### Objective
Set down the full listing exactly as given. Any pictures are to be left out.

— START Dataset content —

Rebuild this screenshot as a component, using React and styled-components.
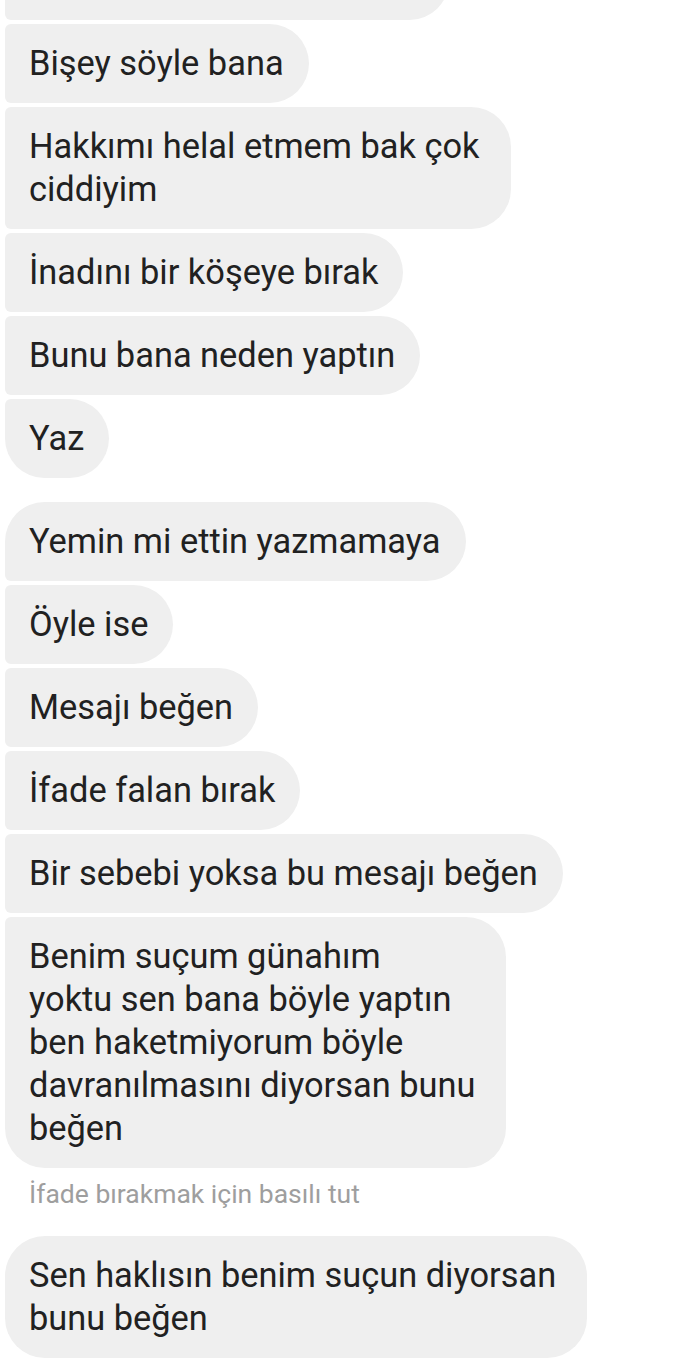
import React from "react";
import styled, { createGlobalStyle } from "styled-components";

const GlobalStyle = createGlobalStyle`
  html, body {
    margin: 0;
    padding: 0;
    background: #ffffff;
  }
  body {
    font-family: Roboto, "Noto Sans", "Liberation Sans", sans-serif;
    -webkit-font-smoothing: antialiased;
  }
`;

const Screen = styled.div`
  width: 690px;
  height: 1372px;
  overflow: hidden;
  background: #ffffff;
`;

const Thread = styled.div`
  display: flex;
  flex-direction: column;
  align-items: flex-start;
  padding-left: 5px;
  margin-top: -59px;
`;

const Group = styled.div`
  display: flex;
  flex-direction: column;
  align-items: flex-start;
  gap: 4px;
  margin-top: ${(p) => p.$space || 0}px;
`;

const Bubble = styled.div`
  background: #efefef;
  color: #212121;
  font-size: 34.4px;
  line-height: 43px;
  padding: 18px ${(p) => (p.$multi ? 31 : 25)}px 18px 24px;
  white-space: pre;
  border-radius: ${(p) => (p.$first ? 40 : 6)}px 40px 40px
    ${(p) => (p.$last ? 40 : 6)}px;
`;

const Hint = styled.div`
  color: #9e9e9e;
  font-size: 26.5px;
  line-height: 32px;
  padding-left: 24px;
  margin-top: 10px;
`;

const firstGroup = [
  "Neden cevap vermiyorsun",
  "Bişey söyle bana",
  "Hakkımı helal etmem bak çok\nciddiyim",
  "İnadını bir köşeye bırak",
  "Bunu bana neden yaptın",
  "Yaz",
];

const secondGroup = [
  "Yemin mi ettin yazmamaya",
  "Öyle ise",
  "Mesajı beğen",
  "İfade falan bırak",
  "Bir sebebi yoksa bu mesajı beğen",
  "Benim suçum günahım\nyoktu sen bana böyle yaptın\nben haketmiyorum böyle\ndavranılmasını diyorsan bunu\nbeğen",
];

const MessageGroup = ({ items, space, openTop }) => (
  <Group $space={space}>
    {items.map((text, i) => (
      <Bubble
        key={i}
        $first={i === 0 && !openTop}
        $last={i === items.length - 1}
        $multi={text.includes("\n")}
      >
        {text}
      </Bubble>
    ))}
  </Group>
);

const App = () => {
  return (
    <>
      <GlobalStyle />
      <Screen>
        <Thread>
          <MessageGroup items={firstGroup} openTop />
          <MessageGroup items={secondGroup} space={24} />
          <Hint>İfade bırakmak için basılı tut</Hint>
          <Group $space={26}>
            <Bubble $first $last $multi>
              {"Sen haklısın benim suçun diyorsan\nbunu beğen"}
            </Bubble>
          </Group>
        </Thread>
      </Screen>
    </>
  );
};

export default App;
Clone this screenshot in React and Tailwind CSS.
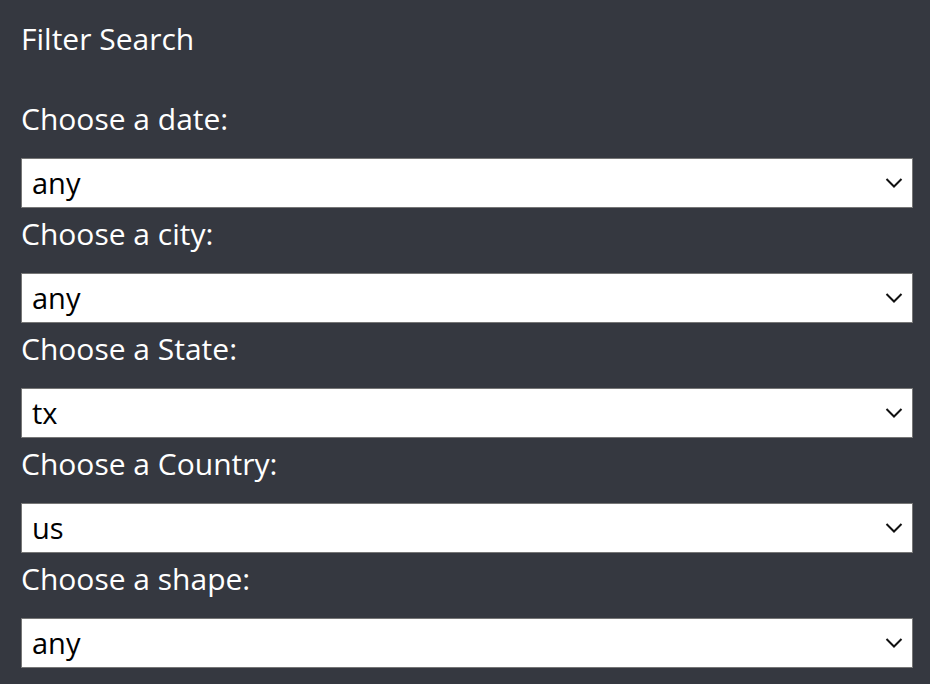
const filters = [
  { label: 'Choose a date:', value: 'any' },
  { label: 'Choose a city:', value: 'any' },
  { label: 'Choose a State:', value: 'tx' },
  { label: 'Choose a Country:', value: 'us' },
  { label: 'Choose a shape:', value: 'any' },
]

function Chevron() {
  return (
    <svg
      className="pointer-events-none absolute right-[10px] top-1/2 -translate-y-1/2"
      width="18"
      height="11"
      viewBox="0 0 18 11"
      fill="none"
    >
      <path d="M1.5 1.5 L9 9 L16.5 1.5" stroke="#111" strokeWidth="2" />
    </svg>
  )
}

export default function App() {
  return (
    <div
      className="min-h-[684px] w-[930px] bg-[#353840] pt-[21px] pl-[21px] text-white"
      style={{ fontFamily: '"Open Sans", "Noto Sans", sans-serif' }}
    >
      <h5 className="mb-[36px] text-[30px] leading-[36px] font-normal">Filter Search</h5>
      <form className="flex flex-col">
        {filters.map((f) => (
          <div key={f.label} className="flex flex-col">
            <label className="mt-[5px] mb-[18px] text-[30px] leading-[42px]">{f.label}</label>
            <div className="relative w-[892px]">
              <select
                defaultValue={f.value}
                className="block h-[50px] w-full appearance-none rounded-none border border-[#767676] bg-white pl-[10px] text-[29px] text-black outline-none"
                style={{ fontFamily: '"Open Sans", "Noto Sans", sans-serif' }}
              >
                <option value={f.value}>{f.value}</option>
              </select>
              <Chevron />
            </div>
          </div>
        ))}
      </form>
    </div>
  )
}
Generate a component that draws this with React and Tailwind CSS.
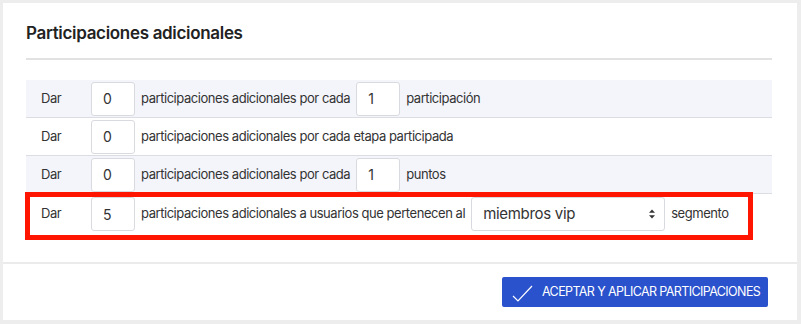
import React from "react";

function Box({ v }) {
  return (
    <div className="w-[44px] h-[34px] shrink-0 border border-[#d9dadf] rounded-[3px] bg-white flex items-center pl-[11px] text-[14px] text-[#333]">
      {v}
    </div>
  );
}

function Row({ shaded, children, last }) {
  return (
    <div
      className={
        "h-[38px] flex items-center gap-[6px] pl-[15px] text-[13px] tracking-[-0.45px] whitespace-nowrap text-[#333] " +
        (shaded ? "bg-[#f4f5fb] " : "bg-white ") +
        (last ? "" : "border-b border-[#dcdde3]")
      }
    >
      {children}
    </div>
  );
}

export default function App() {
  return (
    <div
      className="w-[801px] h-[324px] bg-[#ededed] pt-[3px] pl-[3px] pr-[4px] pb-[4px]"
      style={{ fontFamily: "Inter, 'Noto Sans', sans-serif" }}
    >
      <div className="bg-white h-full flex flex-col">
        <div className="pl-[23px] pr-[25px] relative">
          <div className="h-[57px] flex items-center pt-[6px] border-b-2 border-[#e2e2e2]">
            <h2 className="text-[17px] font-semibold text-[#222] tracking-[-0.32px]">Participaciones adicionales</h2>
          </div>
          <div className="mt-[20px]">
            <Row shaded>
              <span className="w-[44px]">Dar</span>
              <Box v="0" />
              <span>participaciones adicionales por cada</span>
              <Box v="1" />
              <span>participación</span>
            </Row>
            <Row>
              <span className="w-[44px]">Dar</span>
              <Box v="0" />
              <span>participaciones adicionales por cada etapa participada</span>
            </Row>
            <Row shaded>
              <span className="w-[44px]">Dar</span>
              <Box v="0" />
              <span>participaciones adicionales por cada</span>
              <Box v="1" />
              <span>puntos</span>
            </Row>
            <div className="h-[40px] flex items-center gap-[6px] pl-[15px] text-[13px] tracking-[-0.45px] whitespace-nowrap text-[#333] bg-white">
              <span className="w-[44px]">Dar</span>
              <Box v="5" />
              <span>participaciones adicionales a usuarios que pertenecen al</span>
              <div className="w-[194px] h-[34px] shrink-0 border border-[#d9dadf] rounded-[3px] bg-white flex items-center justify-between pl-[11px] pr-[8px] text-[15px] tracking-[-0.3px] text-[#333]">
                <span>miembros vip</span>
                <svg width="8" height="12" viewBox="0 0 8 12">
                  <path d="M4 1.5 L7 4.8 H1 Z" fill="#333" />
                  <path d="M4 10.5 L7 7.2 H1 Z" fill="#333" />
                </svg>
              </div>
              <span>segmento</span>
            </div>
          </div>
          <div className="absolute left-[22px] top-[189px] w-[728px] h-[48px] border-[5px] border-[#ff1500] pointer-events-none" />
        </div>
        <div className="mt-auto h-[58px] border-t-2 border-[#ebebeb] flex items-center justify-end pr-[29px]">
          <button className="h-[30px] w-[266px] bg-[#2a52cc] rounded-[2px] flex items-center pl-[10px] gap-[8px] text-white text-[12.5px] tracking-[-0.6px] whitespace-nowrap">
            <svg width="22" height="22" viewBox="0 0 22 22" className="shrink-0">
              <path d="M1 15 L6 20 L20 5" fill="none" stroke="white" strokeWidth="1.2" />
            </svg>
            <span>ACEPTAR Y APLICAR PARTICIPACIONES</span>
          </button>
        </div>
      </div>
    </div>
  );
}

— END Dataset content —

### Written reply
Rebuild this screenshot as a component, using React and styled-components.
import React from "react";
import styled, { createGlobalStyle } from "styled-components";

const GlobalStyle = createGlobalStyle`
  html, body {
    margin: 0;
    padding: 0;
    background: #ffffff;
  }
  body {
    font-family: Roboto, "Noto Sans", "Liberation Sans", sans-serif;
    -webkit-font-smoothing: antialiased;
  }
`;

const Screen = styled.div`
  width: 690px;
  height: 1372px;
  overflow: hidden;
  background: #ffffff;
`;

const Thread = styled.div`
  display: flex;
  flex-direction: column;
  align-items: flex-start;
  padding-left: 5px;
  margin-top: -59px;
`;

const Group = styled.div`
  display: flex;
  flex-direction: column;
  align-items: flex-start;
  gap: 4px;
  margin-top: ${(p) => p.$space || 0}px;
`;

const Bubble = styled.div`
  background: #efefef;
  color: #212121;
  font-size: 34.4px;
  line-height: 43px;
  padding: 18px ${(p) => (p.$multi ? 31 : 25)}px 18px 24px;
  white-space: pre;
  border-radius: ${(p) => (p.$first ? 40 : 6)}px 40px 40px
    ${(p) => (p.$last ? 40 : 6)}px;
`;

const Hint = styled.div`
  color: #9e9e9e;
  font-size: 26.5px;
  line-height: 32px;
  padding-left: 24px;
  margin-top: 10px;
`;

const firstGroup = [
  "Neden cevap vermiyorsun",
  "Bişey söyle bana",
  "Hakkımı helal etmem bak çok\nciddiyim",
  "İnadını bir köşeye bırak",
  "Bunu bana neden yaptın",
  "Yaz",
];

const secondGroup = [
  "Yemin mi ettin yazmamaya",
  "Öyle ise",
  "Mesajı beğen",
  "İfade falan bırak",
  "Bir sebebi yoksa bu mesajı beğen",
  "Benim suçum günahım\nyoktu sen bana böyle yaptın\nben haketmiyorum böyle\ndavranılmasını diyorsan bunu\nbeğen",
];

const MessageGroup = ({ items, space, openTop }) => (
  <Group $space={space}>
    {items.map((text, i) => (
      <Bubble
        key={i}
        $first={i === 0 && !openTop}
        $last={i === items.length - 1}
        $multi={text.includes("\n")}
      >
        {text}
      </Bubble>
    ))}
  </Group>
);

const App = () => {
  return (
    <>
      <GlobalStyle />
      <Screen>
        <Thread>
          <MessageGroup items={firstGroup} openTop />
          <MessageGroup items={secondGroup} space={24} />
          <Hint>İfade bırakmak için basılı tut</Hint>
          <Group $space={26}>
            <Bubble $first $last $multi>
              {"Sen haklısın benim suçun diyorsan\nbunu beğen"}
            </Bubble>
          </Group>
        </Thread>
      </Screen>
    </>
  );
};

export default App;
Clone this screenshot in React and Tailwind CSS.
const filters = [
  { label: 'Choose a date:', value: 'any' },
  { label: 'Choose a city:', value: 'any' },
  { label: 'Choose a State:', value: 'tx' },
  { label: 'Choose a Country:', value: 'us' },
  { label: 'Choose a shape:', value: 'any' },
]

function Chevron() {
  return (
    <svg
      className="pointer-events-none absolute right-[10px] top-1/2 -translate-y-1/2"
      width="18"
      height="11"
      viewBox="0 0 18 11"
      fill="none"
    >
      <path d="M1.5 1.5 L9 9 L16.5 1.5" stroke="#111" strokeWidth="2" />
    </svg>
  )
}

export default function App() {
  return (
    <div
      className="min-h-[684px] w-[930px] bg-[#353840] pt-[21px] pl-[21px] text-white"
      style={{ fontFamily: '"Open Sans", "Noto Sans", sans-serif' }}
    >
      <h5 className="mb-[36px] text-[30px] leading-[36px] font-normal">Filter Search</h5>
      <form className="flex flex-col">
        {filters.map((f) => (
          <div key={f.label} className="flex flex-col">
            <label className="mt-[5px] mb-[18px] text-[30px] leading-[42px]">{f.label}</label>
            <div className="relative w-[892px]">
              <select
                defaultValue={f.value}
                className="block h-[50px] w-full appearance-none rounded-none border border-[#767676] bg-white pl-[10px] text-[29px] text-black outline-none"
                style={{ fontFamily: '"Open Sans", "Noto Sans", sans-serif' }}
              >
                <option value={f.value}>{f.value}</option>
              </select>
              <Chevron />
            </div>
          </div>
        ))}
      </form>
    </div>
  )
}
Generate a component that draws this with React and Tailwind CSS.
import React from "react";

function Box({ v }) {
  return (
    <div className="w-[44px] h-[34px] shrink-0 border border-[#d9dadf] rounded-[3px] bg-white flex items-center pl-[11px] text-[14px] text-[#333]">
      {v}
    </div>
  );
}

function Row({ shaded, children, last }) {
  return (
    <div
      className={
        "h-[38px] flex items-center gap-[6px] pl-[15px] text-[13px] tracking-[-0.45px] whitespace-nowrap text-[#333] " +
        (shaded ? "bg-[#f4f5fb] " : "bg-white ") +
        (last ? "" : "border-b border-[#dcdde3]")
      }
    >
      {children}
    </div>
  );
}

export default function App() {
  return (
    <div
      className="w-[801px] h-[324px] bg-[#ededed] pt-[3px] pl-[3px] pr-[4px] pb-[4px]"
      style={{ fontFamily: "Inter, 'Noto Sans', sans-serif" }}
    >
      <div className="bg-white h-full flex flex-col">
        <div className="pl-[23px] pr-[25px] relative">
          <div className="h-[57px] flex items-center pt-[6px] border-b-2 border-[#e2e2e2]">
            <h2 className="text-[17px] font-semibold text-[#222] tracking-[-0.32px]">Participaciones adicionales</h2>
          </div>
          <div className="mt-[20px]">
            <Row shaded>
              <span className="w-[44px]">Dar</span>
              <Box v="0" />
              <span>participaciones adicionales por cada</span>
              <Box v="1" />
              <span>participación</span>
            </Row>
            <Row>
              <span className="w-[44px]">Dar</span>
              <Box v="0" />
              <span>participaciones adicionales por cada etapa participada</span>
            </Row>
            <Row shaded>
              <span className="w-[44px]">Dar</span>
              <Box v="0" />
              <span>participaciones adicionales por cada</span>
              <Box v="1" />
              <span>puntos</span>
            </Row>
            <div className="h-[40px] flex items-center gap-[6px] pl-[15px] text-[13px] tracking-[-0.45px] whitespace-nowrap text-[#333] bg-white">
              <span className="w-[44px]">Dar</span>
              <Box v="5" />
              <span>participaciones adicionales a usuarios que pertenecen al</span>
              <div className="w-[194px] h-[34px] shrink-0 border border-[#d9dadf] rounded-[3px] bg-white flex items-center justify-between pl-[11px] pr-[8px] text-[15px] tracking-[-0.3px] text-[#333]">
                <span>miembros vip</span>
                <svg width="8" height="12" viewBox="0 0 8 12">
                  <path d="M4 1.5 L7 4.8 H1 Z" fill="#333" />
                  <path d="M4 10.5 L7 7.2 H1 Z" fill="#333" />
                </svg>
              </div>
              <span>segmento</span>
            </div>
          </div>
          <div className="absolute left-[22px] top-[189px] w-[728px] h-[48px] border-[5px] border-[#ff1500] pointer-events-none" />
        </div>
        <div className="mt-auto h-[58px] border-t-2 border-[#ebebeb] flex items-center justify-end pr-[29px]">
          <button className="h-[30px] w-[266px] bg-[#2a52cc] rounded-[2px] flex items-center pl-[10px] gap-[8px] text-white text-[12.5px] tracking-[-0.6px] whitespace-nowrap">
            <svg width="22" height="22" viewBox="0 0 22 22" className="shrink-0">
              <path d="M1 15 L6 20 L20 5" fill="none" stroke="white" strokeWidth="1.2" />
            </svg>
            <span>ACEPTAR Y APLICAR PARTICIPACIONES</span>
          </button>
        </div>
      </div>
    </div>
  );
}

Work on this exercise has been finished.